Retype all material exactly. Pictures stay out of the copy.
┌──
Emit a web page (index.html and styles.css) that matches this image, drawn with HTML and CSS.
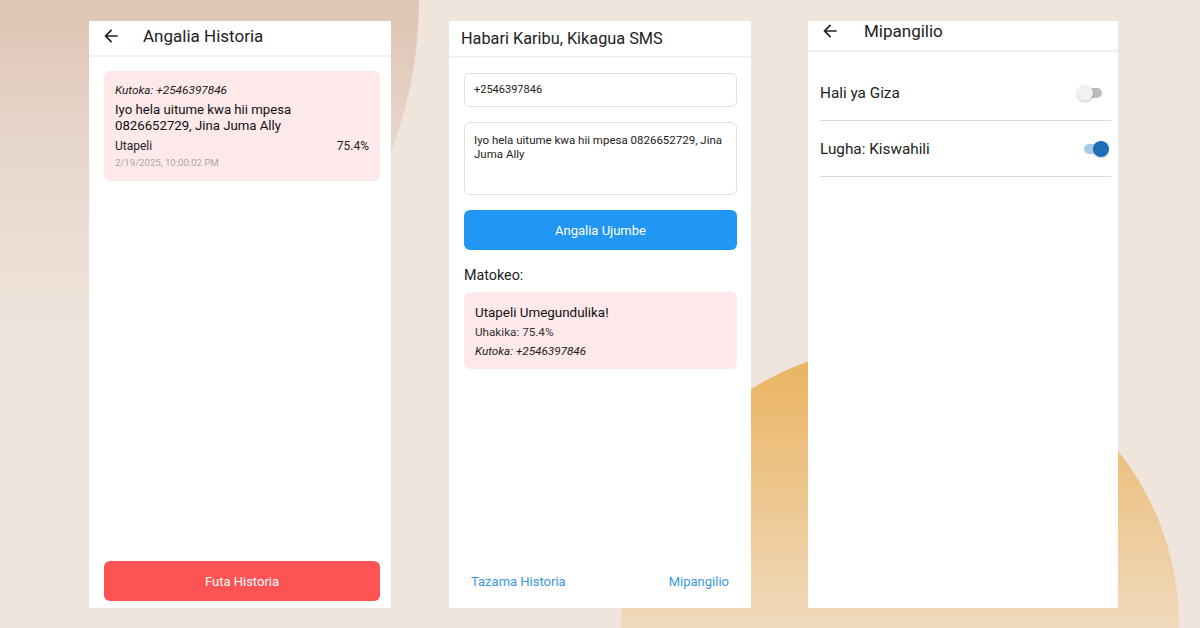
FILE: index.html
```html
<!DOCTYPE html>
<html lang="sw">
<head>
<meta charset="utf-8">
<title>Kikagua SMS</title>
<link rel="stylesheet" href="styles.css">
</head>
<body>
<div class="backdrop" aria-hidden="true">
  <div class="blob blob-top"></div>
  <div class="blob blob-bottom"></div>
</div>
<main class="screens">
  <section class="phone phone-history">
    <header class="bar bar-history">
      <svg class="back" viewBox="0 0 24 24" aria-hidden="true"><path d="M20 11H7.83l5.59-5.59L12 4l-8 8 8 8 1.41-1.41L7.83 13H20v-2z"/></svg>
      <h1 class="bar-title">Angalia Historia</h1>
    </header>
    <div class="history-body">
      <article class="msg-card">
        <p class="msg-from">Kutoka: +2546397846</p>
        <p class="msg-text">Iyo hela uitume kwa hii mpesa 0826652729, Jina Juma Ally</p>
        <div class="msg-meta"><span>Utapeli</span><span>75.4%</span></div>
        <p class="msg-date">2/19/2025, 10:00:02 PM</p>
      </article>
    </div>
    <button class="btn btn-danger">Futa Historia</button>
  </section>

  <section class="phone phone-home">
    <header class="bar bar-home">
      <h1 class="bar-title bar-title-home">Habari Karibu, Kikagua SMS</h1>
    </header>
    <div class="home-body">
      <div class="field field-input">+2546397846</div>
      <div class="field field-area">Iyo hela uitume kwa hii mpesa 0826652729, Jina Juma Ally</div>
      <button class="btn btn-primary">Angalia Ujumbe</button>
      <h2 class="section-label">Matokeo:</h2>
      <div class="result-card">
        <p class="result-title">Utapeli Umegundulika!</p>
        <p class="result-line">Uhakika: 75.4%</p>
        <p class="result-line result-from">Kutoka: +2546397846</p>
      </div>
    </div>
    <nav class="home-links">
      <a class="text-link">Tazama Historia</a>
      <a class="text-link">Mipangilio</a>
    </nav>
  </section>

  <section class="phone phone-settings">
    <header class="bar bar-settings">
      <svg class="back" viewBox="0 0 24 24" aria-hidden="true"><path d="M20 11H7.83l5.59-5.59L12 4l-8 8 8 8 1.41-1.41L7.83 13H20v-2z"/></svg>
      <h1 class="bar-title">Mipangilio</h1>
    </header>
    <div class="settings-body">
      <div class="setting-row">
        <span class="setting-label">Hali ya Giza</span>
        <span class="switch switch-off"></span>
      </div>
      <div class="setting-row">
        <span class="setting-label">Lugha: Kiswahili</span>
        <span class="switch switch-on"></span>
      </div>
    </div>
  </section>
</main>
</body>
</html>
```

FILE: styles.css
```css
* { box-sizing: border-box; }

html, body {
  margin: 0;
  padding: 0;
}

body {
  width: 1200px;
  height: 628px;
  overflow: hidden;
  position: relative;
  background: #efe5dd;
  font-family: "Roboto", "Noto Sans", sans-serif;
  color: #212121;
}

.backdrop {
  position: absolute;
  inset: 0;
  overflow: hidden;
  z-index: 0;
}

.blob {
  position: absolute;
  border-radius: 50%;
}

.blob-top {
  left: -441px;
  top: -430px;
  width: 860px;
  height: 860px;
  background: linear-gradient(to bottom, #dec5b4 0%, #dec5b4 50%, #e7d6cb 67%, #ede2d9 85%, #efe5dd 100%);
}

.blob-bottom {
  left: 621px;
  top: 346px;
  width: 558px;
  height: 558px;
  background: linear-gradient(to bottom, #e9b25e 0%, #ebb86b 8%, #f0d9bc 50%, #f2e0c8 100%);
}

.screens {
  position: relative;
  z-index: 1;
  display: flex;
  gap: 58px;
  padding: 21px 0 0 89px;
}

.phone {
  background: #ffffff;
  height: 587px;
  width: 302px;
  display: flex;
  flex-direction: column;
}

.phone-settings {
  width: 310px;
  margin-left: -1px;
}

p, h1, h2 { margin: 0; }

/* app bars */
.bar {
  display: flex;
  align-items: flex-start;
  border-bottom: 2px solid #f0f0f0;
  flex: none;
}

.bar-title {
  font-size: 17px;
  font-weight: 400;
  line-height: 20px;
  color: #222;
}

.bar-title-home {
  font-size: 16.3px;
}

.back {
  width: 20px;
  height: 20px;
  fill: #222;
  flex: none;
}

.bar-history {
  height: 36px;
  padding: 5px 0 0 12px;
}
.bar-history .back { margin-right: 22px; }

.bar-home {
  height: 37px;
  padding: 8px 0 0 12px;
}

.bar-settings {
  height: 31px;
  padding: 0 0 0 12px;
}
.bar-settings .back { margin-right: 24px; }

/* history */
.history-body {
  flex: 1;
  padding: 14px 11px 0 15px;
}

.msg-card {
  background: #fde8ea;
  border-radius: 6px;
  padding: 11px 11px 10px 11px;
}

.msg-from {
  font-size: 11.8px;
  line-height: 16px;
  font-style: italic;
  color: #222;
}

.msg-text {
  margin-top: 4px;
  font-size: 13.2px;
  line-height: 16px;
  color: #111;
}

.msg-meta {
  margin-top: 4px;
  display: flex;
  justify-content: space-between;
  font-size: 12px;
  line-height: 16px;
  color: #222;
}

.msg-date {
  margin-top: 1px;
  font-size: 9.6px;
  line-height: 16px;
  color: #a9a9a9;
}

/* buttons */
.btn {
  display: block;
  border: none;
  border-radius: 6px;
  height: 40px;
  font-family: inherit;
  font-size: 13px;
  color: #fff;
  padding: 0;
  flex: none;
}

.btn-danger {
  background: #fd5353;
  margin: 0 11px 7px 15px;
}

.btn-primary {
  background: #2196f3;
  width: 100%;
  margin-top: 15px;
}

/* home */
.home-body {
  flex: 1;
  padding: 15px 14px 0 15px;
}

.field {
  border: 1px solid #e0e0e0;
  border-radius: 6px;
  color: #222;
  padding: 0 9px;
}

.field-input {
  height: 34px;
  line-height: 32px;
  font-size: 11px;
}

.field-area {
  margin-top: 15px;
  height: 73px;
  padding-top: 10px;
  line-height: 14px;
  font-size: 11.5px;
}

.section-label {
  margin-top: 15px;
  font-size: 14.3px;
  font-weight: 400;
  line-height: 20px;
  color: #222;
}

.result-card {
  margin-top: 7px;
  background: #fde8ea;
  border-radius: 6px;
  padding: 11px 11px 8px;
}

.result-title {
  font-size: 13.4px;
  line-height: 20px;
  color: #111;
}

.result-line {
  font-size: 11.7px;
  line-height: 18px;
  color: #333;
}

.result-from {
  font-style: italic;
  line-height: 20px;
  color: #222;
}

.home-links {
  flex: none;
  display: flex;
  justify-content: space-between;
  padding: 0 22px 16px;
}

.text-link {
  font-size: 13px;
  line-height: 20px;
  color: #3a98e4;
}

/* settings */
.settings-body {
  padding: 13px 7px 0 12px;
}

.setting-row {
  height: 56px;
  display: flex;
  align-items: center;
  justify-content: space-between;
  border-bottom: 1px solid #dadada;
}

.setting-label {
  font-size: 15.3px;
  color: #222;
}

.switch {
  position: relative;
  width: 28px;
  height: 16px;
  margin-right: 2px;
}

.switch::before {
  content: "";
  position: absolute;
  left: 3px;
  right: 3px;
  top: 3px;
  height: 10px;
  border-radius: 5px;
}

.switch::after {
  content: "";
  position: absolute;
  top: 0;
  width: 16px;
  height: 16px;
  border-radius: 50%;
}

.switch-off { margin-right: 6px; }
.switch-off::before { background: #bdbdbd; }
.switch-off::after {
  left: 0;
  background: #f1f1f1;
  box-shadow: 0 1px 2px rgba(0,0,0,0.25);
}

.switch-on::before { background: #a8cbe8; }
.switch-on::after {
  right: 0;
  background: #1c6fb6;
  box-shadow: 0 1px 2px rgba(0,0,0,0.2);
}
```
└──
_RESULT FOR THIS EXERCISE:_
Emit a web page (index.html and styles.css) that matches this image, drawn with HTML and CSS.
FILE: index.html
```html
<!DOCTYPE html>
<html lang="sw">
<head>
<meta charset="utf-8">
<title>Kikagua SMS</title>
<link rel="stylesheet" href="styles.css">
</head>
<body>
<div class="backdrop" aria-hidden="true">
  <div class="blob blob-top"></div>
  <div class="blob blob-bottom"></div>
</div>
<main class="screens">
  <section class="phone phone-history">
    <header class="bar bar-history">
      <svg class="back" viewBox="0 0 24 24" aria-hidden="true"><path d="M20 11H7.83l5.59-5.59L12 4l-8 8 8 8 1.41-1.41L7.83 13H20v-2z"/></svg>
      <h1 class="bar-title">Angalia Historia</h1>
    </header>
    <div class="history-body">
      <article class="msg-card">
        <p class="msg-from">Kutoka: +2546397846</p>
        <p class="msg-text">Iyo hela uitume kwa hii mpesa 0826652729, Jina Juma Ally</p>
        <div class="msg-meta"><span>Utapeli</span><span>75.4%</span></div>
        <p class="msg-date">2/19/2025, 10:00:02 PM</p>
      </article>
    </div>
    <button class="btn btn-danger">Futa Historia</button>
  </section>

  <section class="phone phone-home">
    <header class="bar bar-home">
      <h1 class="bar-title bar-title-home">Habari Karibu, Kikagua SMS</h1>
    </header>
    <div class="home-body">
      <div class="field field-input">+2546397846</div>
      <div class="field field-area">Iyo hela uitume kwa hii mpesa 0826652729, Jina Juma Ally</div>
      <button class="btn btn-primary">Angalia Ujumbe</button>
      <h2 class="section-label">Matokeo:</h2>
      <div class="result-card">
        <p class="result-title">Utapeli Umegundulika!</p>
        <p class="result-line">Uhakika: 75.4%</p>
        <p class="result-line result-from">Kutoka: +2546397846</p>
      </div>
    </div>
    <nav class="home-links">
      <a class="text-link">Tazama Historia</a>
      <a class="text-link">Mipangilio</a>
    </nav>
  </section>

  <section class="phone phone-settings">
    <header class="bar bar-settings">
      <svg class="back" viewBox="0 0 24 24" aria-hidden="true"><path d="M20 11H7.83l5.59-5.59L12 4l-8 8 8 8 1.41-1.41L7.83 13H20v-2z"/></svg>
      <h1 class="bar-title">Mipangilio</h1>
    </header>
    <div class="settings-body">
      <div class="setting-row">
        <span class="setting-label">Hali ya Giza</span>
        <span class="switch switch-off"></span>
      </div>
      <div class="setting-row">
        <span class="setting-label">Lugha: Kiswahili</span>
        <span class="switch switch-on"></span>
      </div>
    </div>
  </section>
</main>
</body>
</html>
```

FILE: styles.css
```css
* { box-sizing: border-box; }

html, body {
  margin: 0;
  padding: 0;
}

body {
  width: 1200px;
  height: 628px;
  overflow: hidden;
  position: relative;
  background: #efe5dd;
  font-family: "Roboto", "Noto Sans", sans-serif;
  color: #212121;
}

.backdrop {
  position: absolute;
  inset: 0;
  overflow: hidden;
  z-index: 0;
}

.blob {
  position: absolute;
  border-radius: 50%;
}

.blob-top {
  left: -441px;
  top: -430px;
  width: 860px;
  height: 860px;
  background: linear-gradient(to bottom, #dec5b4 0%, #dec5b4 50%, #e7d6cb 67%, #ede2d9 85%, #efe5dd 100%);
}

.blob-bottom {
  left: 621px;
  top: 346px;
  width: 558px;
  height: 558px;
  background: linear-gradient(to bottom, #e9b25e 0%, #ebb86b 8%, #f0d9bc 50%, #f2e0c8 100%);
}

.screens {
  position: relative;
  z-index: 1;
  display: flex;
  gap: 58px;
  padding: 21px 0 0 89px;
}

.phone {
  background: #ffffff;
  height: 587px;
  width: 302px;
  display: flex;
  flex-direction: column;
}

.phone-settings {
  width: 310px;
  margin-left: -1px;
}

p, h1, h2 { margin: 0; }

/* app bars */
.bar {
  display: flex;
  align-items: flex-start;
  border-bottom: 2px solid #f0f0f0;
  flex: none;
}

.bar-title {
  font-size: 17px;
  font-weight: 400;
  line-height: 20px;
  color: #222;
}

.bar-title-home {
  font-size: 16.3px;
}

.back {
  width: 20px;
  height: 20px;
  fill: #222;
  flex: none;
}

.bar-history {
  height: 36px;
  padding: 5px 0 0 12px;
}
.bar-history .back { margin-right: 22px; }

.bar-home {
  height: 37px;
  padding: 8px 0 0 12px;
}

.bar-settings {
  height: 31px;
  padding: 0 0 0 12px;
}
.bar-settings .back { margin-right: 24px; }

/* history */
.history-body {
  flex: 1;
  padding: 14px 11px 0 15px;
}

.msg-card {
  background: #fde8ea;
  border-radius: 6px;
  padding: 11px 11px 10px 11px;
}

.msg-from {
  font-size: 11.8px;
  line-height: 16px;
  font-style: italic;
  color: #222;
}

.msg-text {
  margin-top: 4px;
  font-size: 13.2px;
  line-height: 16px;
  color: #111;
}

.msg-meta {
  margin-top: 4px;
  display: flex;
  justify-content: space-between;
  font-size: 12px;
  line-height: 16px;
  color: #222;
}

.msg-date {
  margin-top: 1px;
  font-size: 9.6px;
  line-height: 16px;
  color: #a9a9a9;
}

/* buttons */
.btn {
  display: block;
  border: none;
  border-radius: 6px;
  height: 40px;
  font-family: inherit;
  font-size: 13px;
  color: #fff;
  padding: 0;
  flex: none;
}

.btn-danger {
  background: #fd5353;
  margin: 0 11px 7px 15px;
}

.btn-primary {
  background: #2196f3;
  width: 100%;
  margin-top: 15px;
}

/* home */
.home-body {
  flex: 1;
  padding: 15px 14px 0 15px;
}

.field {
  border: 1px solid #e0e0e0;
  border-radius: 6px;
  color: #222;
  padding: 0 9px;
}

.field-input {
  height: 34px;
  line-height: 32px;
  font-size: 11px;
}

.field-area {
  margin-top: 15px;
  height: 73px;
  padding-top: 10px;
  line-height: 14px;
  font-size: 11.5px;
}

.section-label {
  margin-top: 15px;
  font-size: 14.3px;
  font-weight: 400;
  line-height: 20px;
  color: #222;
}

.result-card {
  margin-top: 7px;
  background: #fde8ea;
  border-radius: 6px;
  padding: 11px 11px 8px;
}

.result-title {
  font-size: 13.4px;
  line-height: 20px;
  color: #111;
}

.result-line {
  font-size: 11.7px;
  line-height: 18px;
  color: #333;
}

.result-from {
  font-style: italic;
  line-height: 20px;
  color: #222;
}

.home-links {
  flex: none;
  display: flex;
  justify-content: space-between;
  padding: 0 22px 16px;
}

.text-link {
  font-size: 13px;
  line-height: 20px;
  color: #3a98e4;
}

/* settings */
.settings-body {
  padding: 13px 7px 0 12px;
}

.setting-row {
  height: 56px;
  display: flex;
  align-items: center;
  justify-content: space-between;
  border-bottom: 1px solid #dadada;
}

.setting-label {
  font-size: 15.3px;
  color: #222;
}

.switch {
  position: relative;
  width: 28px;
  height: 16px;
  margin-right: 2px;
}

.switch::before {
  content: "";
  position: absolute;
  left: 3px;
  right: 3px;
  top: 3px;
  height: 10px;
  border-radius: 5px;
}

.switch::after {
  content: "";
  position: absolute;
  top: 0;
  width: 16px;
  height: 16px;
  border-radius: 50%;
}

.switch-off { margin-right: 6px; }
.switch-off::before { background: #bdbdbd; }
.switch-off::after {
  left: 0;
  background: #f1f1f1;
  box-shadow: 0 1px 2px rgba(0,0,0,0.25);
}

.switch-on::before { background: #a8cbe8; }
.switch-on::after {
  right: 0;
  background: #1c6fb6;
  box-shadow: 0 1px 2px rgba(0,0,0,0.2);
}
```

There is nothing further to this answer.